If you’re looking for a not-too-exhausting, shade-shrouded hike on a hot day, the Troop 80 Trail is a nice bet. Starting at the park’s Bootjack Day Use parking lot, follow signs for Troop 80. There is a quick short descent via steps and a 675-foot elevation change over 3½ miles, but the trail overall is described as moderately strenuous and kid-friendly. You’ll find all manner of trees and vegetation, including redwoods, a small stream and moss-covered logs. The in-and-back hike is shady throughout, though there are spots when the covering opens just enough to afford some nice views of the ocean and surrounding hills. You should be able to complete the route in 2 hours, and you’ll likely feel refreshed and relaxed, rather than exhausted and sweaty.
Details: Open from 7 a.m. to sunset daily. It’s $5 to park at Bootjack. Find trail maps at www.parks.ca.gov and at the park’s Pantoll service area and Mount Tam Visitors’ Center on East Ridgecrest Boulevard, which is staffed on weekends. Pantoll, Bootjack and East Peak areas all have restrooms, but they are not fancy.

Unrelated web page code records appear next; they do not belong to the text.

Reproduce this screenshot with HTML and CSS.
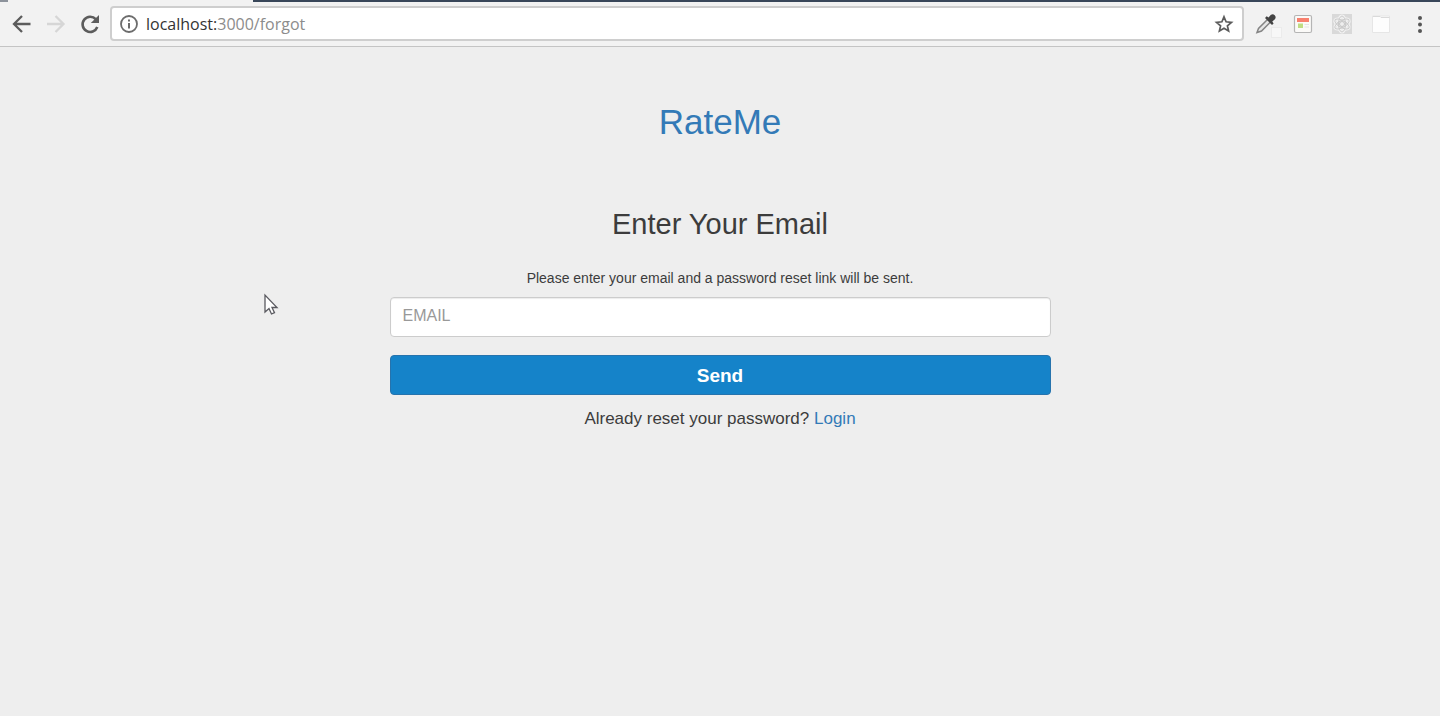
FILE: index.html
```html
<!DOCTYPE html>
<html lang="en">
<head>
<meta charset="utf-8">
<title>RateMe</title>
<link rel="stylesheet" href="styles.css">
</head>
<body>
<header class="browser">
  <div class="tab-strip"><span class="tab-strip-start"></span><span class="active-tab"></span><span class="tab-strip-rest"></span></div>
  <div class="toolbar">
    <nav class="nav-buttons">
      <button class="icon-button" type="button" aria-label="Back">
        <svg width="22" height="22" viewBox="0 0 22 22" fill="none" stroke="#5c5c5c" stroke-width="2.3"><path d="M20.500 11H4M12 3l-8 8 8 8"/></svg>
      </button>
      <button class="icon-button" type="button" aria-label="Forward" disabled>
        <svg width="22" height="22" viewBox="0 0 22 22" fill="none" stroke="#d6d6d6" stroke-width="2.3"><path d="M3 11h16M11.500 3l8 8-8 8"/></svg>
      </button>
      <button class="icon-button" type="button" aria-label="Reload">
        <svg width="22" height="22" viewBox="0 0 22 22"><path d="M17.800 6.200A7.600 7.600 0 1 0 19.300 14" fill="none" stroke="#5c5c5c" stroke-width="2.600"/><path d="M21 2V10h-8.200z" fill="#5c5c5c"/></svg>
      </button>
    </nav>
    <div class="address-bar">
      <svg class="info" width="20" height="20" viewBox="0 0 20 20"><circle cx="10" cy="10" r="8" fill="none" stroke="#6c6c6c" stroke-width="1.800"/><path d="M9 9h2v5.500H9zM9 5.500h2v2H9z" fill="#6c6c6c"/></svg>
      <div class="url">localhost:<span class="url-path">3000/forgot</span></div>
      <button class="icon-button star" type="button" aria-label="Bookmark this page">
        <svg width="20" height="20" viewBox="0 0 20 20" fill="none" stroke="#5c5c5c" stroke-width="1.700"><path d="M10 2.800l2.100 5 5.400.5-4.100 3.500 1.200 5.300-4.600-2.800-4.600 2.800 1.200-5.300-4.100-3.500 5.400-.5z"/></svg>
      </button>
    </div>
    <div class="extensions">
      <button class="icon-button" type="button" aria-label="Color picker">
        <svg width="28" height="30" viewBox="0 0 28 30"><rect x="17.500" y="18.500" width="10" height="10" fill="#f7f7f7" stroke="#ebebeb"/><path d="M13.500 10.500L4.500 19.500 3 23.500l4.500-1.500 9-9" fill="#e6e6e6" stroke="#858585" stroke-width="1.500"/><path d="M11 9l1.700-1.700 1.800 1.300 2.200-2.600q2.200-1.600 4 .2 1.800 2 .2 4l-2.600 2.400 1.300 1.800L18 16z" fill="#444"/></svg>
      </button>
      <button class="icon-button" type="button" aria-label="News extension">
        <svg width="20" height="20" viewBox="0 0 20 20"><rect x="1.500" y="1.500" width="17" height="17" rx="1.500" fill="#fbfaf8" stroke="#b5b5b5" stroke-width="1.200"/><path fill="#f8806e" d="M4 4h12v4H4z"/><path fill="#bfdc82" d="M5 9.500h5V14H5z"/><path d="M11.500 10.500H16M11.500 13H16" stroke="#e4e4e4"/></svg>
      </button>
      <button class="icon-button" type="button" aria-label="React developer tools">
        <svg width="20" height="20" viewBox="0 0 20 20" fill="none" stroke="#cacaca"><path d="M0 0h20v20H0z" fill="#d9d9d9" stroke="none"/><g stroke="#f3f3f3" stroke-width="3"><ellipse cx="10" cy="10" rx="3.500" ry="8"/><ellipse cx="10" cy="10" rx="3.500" ry="8" transform="rotate(60 10 10)"/><ellipse cx="10" cy="10" rx="3.500" ry="8" transform="rotate(120 10 10)"/></g><ellipse cx="10" cy="10" rx="3.500" ry="8"/><ellipse cx="10" cy="10" rx="3.500" ry="8" transform="rotate(60 10 10)"/><ellipse cx="10" cy="10" rx="3.500" ry="8" transform="rotate(120 10 10)"/><circle cx="10" cy="10" r="2.500" fill="#eee" stroke="#c4c4c4"/></svg>
      </button>
      <button class="icon-button" type="button" aria-label="Blank extension">
        <svg width="20" height="20" viewBox="0 0 20 20"><path d="M1.500 2h17v16.500h-17z" fill="#fdfdfd" stroke="#e6e6e6"/><path d="M2 2.500h7l1 1h8.500" stroke="#dadada" fill="none"/></svg>
      </button>
      <button class="icon-button" type="button" aria-label="Menu">
        <svg width="20" height="20" viewBox="0 0 20 20" fill="#555"><circle cx="10" cy="4" r="2"/><circle cx="10" cy="10.500" r="2"/><circle cx="10" cy="17" r="2"/></svg>
      </button>
    </div>
  </div>
</header>
<main class="page">
  <h1 class="brand"><a class="link" href="#">RateMe</a></h1>
  <form class="reset-form">
    <h2 class="form-title">Enter Your Email</h2>
    <label class="hint" for="email">Please enter your email and a password reset link will be sent.</label>
    <input class="email" id="email" type="email" placeholder="EMAIL">
    <button class="send" type="button">Send</button>
    <p class="login">Already reset your password? <a class="link" href="#">Login</a></p>
  </form>
</main>
<svg class="pointer" width="16" height="24" viewBox="0 0 16 24"><path d="M2 2v17l4-3.500L8.500 21l3-1.300L9 14.500h5z" fill="#fff" stroke="#5a5a60" stroke-width="1.300"/></svg>
</body>
</html>
```
FILE: styles.css
```css
* {
  box-sizing: border-box;
}

body {
  margin: 0;
  min-height: 100vh;
  background: #eee;
  color: #3c3c3c;
  font-family: "Liberation Sans", Arial, sans-serif;
}

.browser {
  background: #f2f2f2;
  border-bottom: 1px solid #c4c4c4;
}

.tab-strip {
  display: flex;
  height: 2px;
}

.tab-strip-start {
  width: 8px;
  background: #8d939c;
}

.active-tab {
  width: 245px;
}

.tab-strip-rest {
  flex: 1;
  background: #39475a;
}

.toolbar {
  display: flex;
  align-items: center;
  gap: 10px;
  padding: 4px 10px 5px;
}

.nav-buttons {
  display: flex;
  gap: 12px;
}

.icon-button {
  display: flex;
  padding: 0;
  border: 0;
  background: none;
}

.address-bar {
  display: flex;
  flex: 1;
  align-items: center;
  gap: 7px;
  height: 35px;
  padding: 0 8px 0 7px;
  background: #fff;
  border: 2px solid #cecece;
  border-radius: 4px;
}

.url {
  flex: 1;
  color: #333;
  font-family: "Open Sans", "Noto Sans", sans-serif;
  font-size: 16px;
  line-height: 24px;
}

.url-path {
  color: #8c8c8c;
}

.extensions {
  display: flex;
  align-items: center;
  gap: 19px;
}

.extensions .icon-button:first-child {
  margin-right: -8px;
}

.page {
  padding: 55px 16px;
  text-align: center;
}

.link {
  color: #337ab7;
  text-decoration: none;
}

.brand {
  margin: 0;
  font-size: 35px;
  font-weight: 400;
  line-height: 40px;
}

.reset-form {
  display: flex;
  flex-direction: column;
  max-width: 661px;
  margin: 64px auto 0;
}

.form-title {
  margin: 0 0 26px;
  font-size: 29px;
  font-weight: 400;
  line-height: 36px;
}

.hint {
  margin-bottom: 9px;
  font-size: 14px;
  line-height: 20px;
}

.email {
  height: 40px;
  padding: 0 12px 2px;
  background: #fff;
  border: 1px solid #ccc;
  border-radius: 4px;
  box-shadow: inset 0 1px 1px rgba(0, 0, 0, 0.08);
  color: #555;
  font: 16px "Liberation Sans", Arial, sans-serif;
}

.email::placeholder {
  color: #999;
}

.send {
  height: 40px;
  margin-top: 18px;
  padding: 2px 12px 0;
  background: #1583c9;
  border: 1px solid #2673ad;
  border-radius: 4px;
  color: #fff;
  font: bold 19px "Liberation Sans", Arial, sans-serif;
}

.login {
  margin: 12px 0 0;
  font-size: 17px;
  line-height: 24px;
}

.pointer {
  position: absolute;
  top: 293px;
  left: 263px;
}
```
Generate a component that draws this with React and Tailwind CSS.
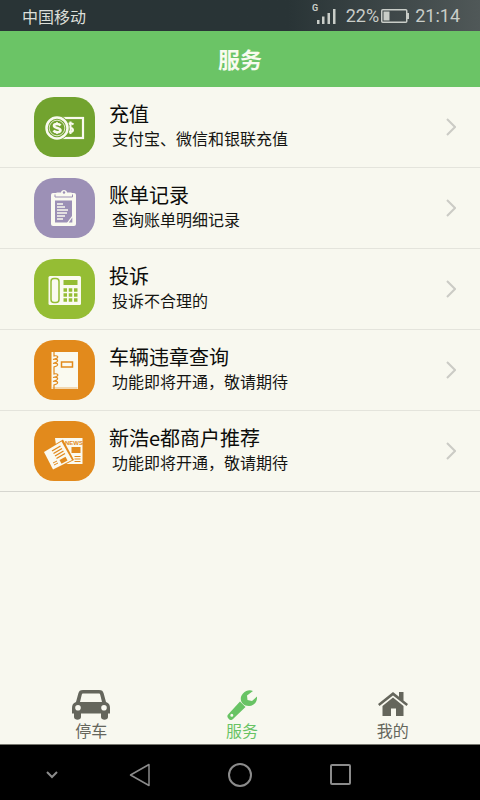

And afterward… The nearby Mountain Home Inn (www.mtnhomeinn.com) on Panoramic Highway offers high-end salads, snacks, sandwiches and drinks and a patio with stunning views if you can get a table there. The popular Pelican Inn (www.pelicaninn.com) near Muir Woods, about 10 miles away, serves up hearty English country fare with a full bar in a rustic setting.